Secondly, labour markets face a multitude of challenges. Labour force participation rates face concerning recovery difficulties. The labour demand-supply mismatch exhibit fault lines as a result of pandemic-related government policy. The ‘Quits’ cohort, as tracked by the Bureau of Labour Statistics (BLS), is rising across many industries. Governments-issued pandemic-relief checks, rent freezes or student-loan forgiveness are resulting in a Big Resignation wave. The bottlenecks in Leisure and Hospitality (i.e. lack of restaurant waiters) spring to mind but broaden to trucker or health care worker shortages. As a result, lower-income wages are rising at the fastest pace since decades. The pandemic has changed the way people perceive work. The flexible work schemes are an answer to the call for a healthier work-life balance. As such, the current drop in participation rates might be transitory. Maybe the transitory word has been mistakenly linked to inflation and should rather have been attached to the labour frictions that percolate today.

That brings us to the third unknown faced by DM central banks that is embodied by the future inflation path. US market-based inflation expectations give a clear answer. However, the answer has two parts: US inflation might be higher-for-longer and US real rates will be deeply negative-for-longer. US 10-year inflation expectations closed at 2.64% last Friday. The highest reading in 10-year breakevens occurred over March 2005 at 2.71%. The US TIPS market started back in 1997. US 2-year inflation expectations closed at 3.07% representing a 2-year real yield at -2.51% versus a nominal comparator at +0.56% (January 2024). 10-year real yields closed at -1.00%, representing a drop by 11bp since the September 22 FED meeting. 10-year nominal yields rose by 34bp since then (i.e. from 1.30% to 1.64%). 30-year inflation expectations clocked at 2.41%. The comparison to 2004-2005 reveals an interesting difference, as, back then, the high was 3.00%! This should provide some comfort to the Federal Open Market Committee (FOMC) as they assemble on November 3. Expect a contingent-based tapering announcement. Over the past week, Powell pushed back on rising expectations of interest rate adjustments as early as the summer of 2022. The balancing act for DM central banks is humongous. Energy inflation tightens economic conditions. Smart observers put this reality as an equivalent of about 100bp of rate hikes. In the eurozone, the ECB will avoid and manage cliff risk over March 2022 by announcing a gradual reduction in PEPP monthly purchases towards the APP 20 billion per month pre-pandemic condition. An earlier return to 0.00% deposit rates over 2023 is in the cards, as that would limit costs for the banking sector and defuse potential misfortune in real estate and equity markets down the road.

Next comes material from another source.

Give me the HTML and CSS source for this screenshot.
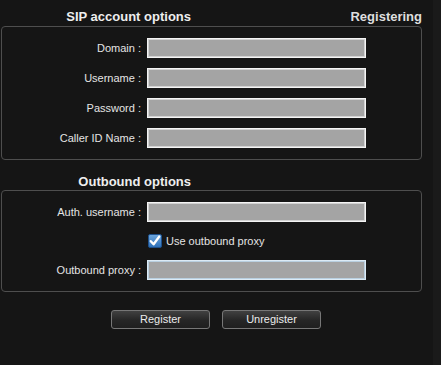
FILE: index.html
```html
<!DOCTYPE html>
<html>
<head>
<meta charset="utf-8">
<link rel="stylesheet" href="styles.css">
</head>
<body>
<div class="page">
  <div class="head head-first">
    <div class="title">SIP account options</div>
    <div class="status">Registering</div>
  </div>
  <div class="box">
    <label class="lbl">Domain :</label><input class="field" type="text">
    <label class="lbl">Username :</label><input class="field" type="text">
    <label class="lbl">Password :</label><input class="field" type="password">
    <label class="lbl">Caller ID Name :</label><input class="field" type="text">
  </div>
  <div class="head head-second">
    <div class="title">Outbound options</div>
  </div>
  <div class="box">
    <label class="lbl">Auth. username :</label><input class="field" type="text">
    <span></span>
    <div class="check-row">
      <svg class="check" width="14" height="14" viewBox="0 0 14 14">
        <defs>
          <linearGradient id="cb" x1="0" y1="0" x2="0" y2="1">
            <stop offset="0" stop-color="#6fa8de"/>
            <stop offset="1" stop-color="#2c6fb8"/>
          </linearGradient>
        </defs>
        <rect x="0.5" y="0.5" width="13" height="13" rx="1.5" fill="url(#cb)" stroke="#1d4f8a"/>
        <path d="M2.8 7.2 L5.6 10.3 L11.2 2.6" fill="none" stroke="#ffffff" stroke-width="2.4" stroke-linecap="round" stroke-linejoin="round"/>
      </svg>
      <span class="check-text">Use outbound proxy</span>
    </div>
    <label class="lbl">Outbound proxy :</label><input class="field field-focus" type="text">
  </div>
  <div class="buttons">
    <button class="btn">Register</button>
    <button class="btn">Unregister</button>
  </div>
</div>
</body>
</html>
```

FILE: styles.css
```css
html, body {
  margin: 0;
  padding: 0;
}
body {
  width: 441px;
  height: 365px;
  background: linear-gradient(to right, #151515 433px, #1a1a1a 433px);
  font-family: "Liberation Sans", Arial, sans-serif;
  font-size: 11px;
  color: #e6e6e6;
  overflow: hidden;
}
.page {
  width: 421px;
  padding-left: 1px;
}
.head {
  display: flex;
  justify-content: space-between;
  align-items: flex-start;
  box-sizing: border-box;
  font-size: 13px;
  font-weight: bold;
  line-height: 15px;
  color: #eeeeee;
}
.head-first {
  height: 26px;
  padding-top: 9px;
}
.head-second {
  height: 30px;
  padding-top: 14px;
}
.title {
  width: 190px;
  text-align: right;
}
.status {
  color: #dedede;
}
.box {
  border: 1px solid #4e4e4e;
  border-radius: 4px;
  padding: 11px 0 11px 0;
  display: grid;
  grid-template-columns: 139px 219px;
  column-gap: 6px;
  row-gap: 10px;
  align-items: center;
}
.lbl {
  text-align: right;
  color: #e4e4e4;
  line-height: 13px;
}
.field {
  box-sizing: border-box;
  width: 219px;
  height: 20px;
  margin: 0;
  padding: 0;
  background: #a4a4a4;
  border: 1px solid #f4f4f4;
  box-shadow: inset 0 0 0 1px #d2d2d2;
  outline: none;
}
.field-focus {
  border-color: #dceaf4;
  box-shadow: inset 0 0 0 1px #b9cfdf;
}
.check-row {
  display: flex;
  align-items: center;
  height: 18px;
  gap: 4px;
  padding-left: 1px;
}
.check {
  display: block;
  flex: none;
}
.check-text {
  color: #e4e4e4;
  line-height: 13px;
}
.buttons {
  display: flex;
  gap: 12px;
  padding-left: 110px;
  margin-top: 18px;
}
.btn {
  box-sizing: border-box;
  width: 99px;
  height: 19px;
  margin: 0;
  padding: 0;
  border: 1px solid #777777;
  border-radius: 3px;
  background: linear-gradient(#414141, #262626 55%, #1f1f1f);
  color: #ececec;
  font-family: "Liberation Sans", Arial, sans-serif;
  font-size: 11px;
  line-height: 17px;
}
```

One can conclude that nominal DM yield curves flatten as a result of the conflicting messages across real growth, labour markets and producer-consumer inflation. We enter an episode that is sensitive to policy errors. An attentive participant acknowledges that market implied volatility across rates is rising. The Merrill Lynch Option Volatility Estimate (MOVE index), based on implied volatility on 1 -month Treasury options across the US yield curve, rose towards 72. The long-term average sits at 92. The fear of rising rates is climbing but, as this index encompasses calls and puts, the direction can be both ways. Fact is that nervousness in bond markets is on the rise.

At the same time, the VIX index, as the main equity ‘fear gauge’, closed at 15.43, well below its longer-term 19.6 average reading. Equity markets enjoy another season of earning beats. Companies have locked in long-term financing at historically low levels. As is the case for governments, the impact of rising rates on the company’s cost of debt profile will only be felt over a complete rate and credit cycle. We still need to make a start on both.

The preference by DM central banks goes to a well- guided and protracted policy rate normalisation. Sudden and frantic policy behaviour that has grown within the Monetary Policy Committee of the Bank of England is to be avoided. Cutting the Gordian knot aggressively might tilt economic recovery towards recessionary-like challenges too early.